Artículo de Marc Lamuà

Promesas

Antes de prometer uno debe estar dispuesto a cumplir. Si la política se convierte en una caja de promesas vacías, nuestros ciudadanos dejarán de creer en ella

El líder del PSC, Salvador Illa, reunido con sindicatos y patronal

El líder del PSC, Salvador Illa, reunido con sindicatos y patronal / PSC

Marc Lamuà

Marc Lamuà

Por qué confiar en El PeriódicoPor qué confiar en El Periódico Por qué confiar en El Periódico

Llevamos unos cuantos años acoplando períodos electorales, cargando con campañas que enlazan elecciones generales, autonómicas y contiendas municipales como las metas fijas de un calendario agotador. La consecuencia es inevitable cuando los candidatos y sus grupos esbozan sus planes generales, regionales o locales: se componen promesas electorales.

Una de las grandes acusaciones que se dirige generalmente hacia quienes se dedican a la actividad política es la de incumplir promesas. Probablemente, es cierto que algunas estrategias electorales incluyen a sabiendas promesas imposibles. Incluso en algún momento de bonanza económica hubo quienes se abonaron a maniobras altisonantes y rellenas de proyectos difícilmente factibles.

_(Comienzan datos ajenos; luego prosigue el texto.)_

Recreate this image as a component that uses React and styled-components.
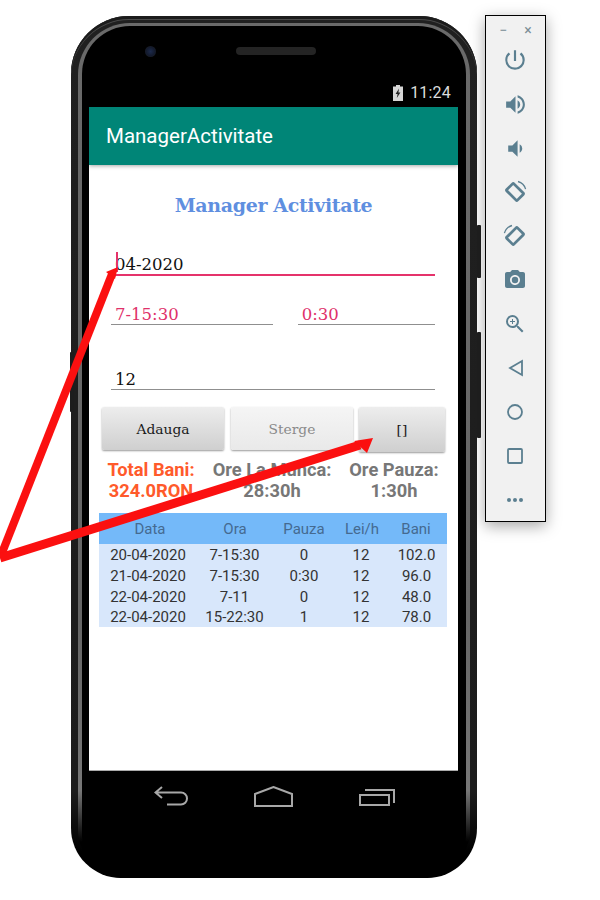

Independientemente del color político, a pesar de lo audaz y el esfuerzo aplicado en desarrollarlos, conseguir que se materialice un proyecto de esa naturaleza, digamos electoralista, suele ser algo francamente improbable. Por todo ello, las promesas incumplidas son uno de los caballos de Troya de la política. 

No obstante, hablar de todos es hablar de nadie. Es preciso ser riguroso y los políticos no son todos iguales. Estas situaciones que detallamos han empujado a muchos representantes a ser más comedidos en la exposición de sus propuestas. Pero, incluso así, sigue siendo difícil ejecutar todo lo que plantea el diseño de un proyecto político. Y cuanto mayor se concibe, más se complica la consecución de los objetivos. Ante eso, algunos procesos – con buen criterio– optan por hacer partícipes a los ciudadanos de las dificultades que conlleva la gestión. Otros – quizá más en la tradición de viejas costumbres– se sacuden la responsabilidad y la atribuyen a las malas intenciones de otros. En Girona tenemos experiencia en ese tipo de comportamientos: nuestra alcaldesa lleva dos mandatos anunciando proyectos –algunas veces, el mismo en varias ocasiones – y señalando a cualquiera de las instituciones supramunicipales como causantes de la ausencia de resultados. Cortinas de humo de piernas cortas.

A pesar de todo, algunos hemos tomado buena nota de la carga que arrastra la política por las promesas no cumplidas. Asumir la responsabilidad de seguir cómo se dibujan los proyectos y aceptar el compromiso de atender cómo se llevan a cabo; conocer los límites que describen la realidad y las dificultades; y ser honestos con quienes han depositado su confianza en nosotros para la gestión del bien público es, al fin y al cabo, asumir algo tan sencillo como la voluntad de ser un gobernante sincero, serio y cabal.

Tenemos un par de ejemplos acaecidos esta última semana que nos muestran cómo asumir la obligación del cumplimiento de las promesas en política no conlleva ni obviar las dificultades del camino, ni la dificultad del diálogo y el pacto, ni la renuncia –por qué no– a un cierto arrojo, que no temeridad.

Justo después de la revalorización extraordinaria de las pensiones gracias a los últimos presupuestos aprobados en España, el Gobierno que encabeza Pedro Sánchez anunció una nueva subida del Salario Mínimo Interprofesional, que la sitúa por primera vez por encima de los 1.000 euros y culmina un incremento del 47% con respecto al salario anterior a la reforma. Pocos, por no decir ninguno, creyeron firmemente que era posible conseguir una subida de esta magnitud cuando la promesa irrumpió en la carrera de las últimas elecciones generales. Sin embargo, ahí está.

Hace pocas horas se rubricaba un acuerdo presupuestario en Catalunya entre PSC y ERC. Salvador Illa prometió el verano pasado que, si de él dependía, Catalunya tendría sus cuentas para 2023. Pocos le creyeron. No ha sido un cometido sencillo y la larga negociación así lo certifica. Aun así, la responsabilidad de esa promesa pública y sincera, solo podía culminarse cumpliendo aquello que debe beneficiar a todos los catalanes y catalanas.

La lección que aprendemos es que antes de prometer uno debe estar dispuesto a cumplir. Si la política se convierte en una caja de promesas vacías, nuestros ciudadanos dejarán de creer en ella, de participar en ella y de verla como el elemento necesario para el buen funcionamiento de nuestras democracias. Prometer para cumplir, un contrato sin excusa al que debemos acostumbrarnos.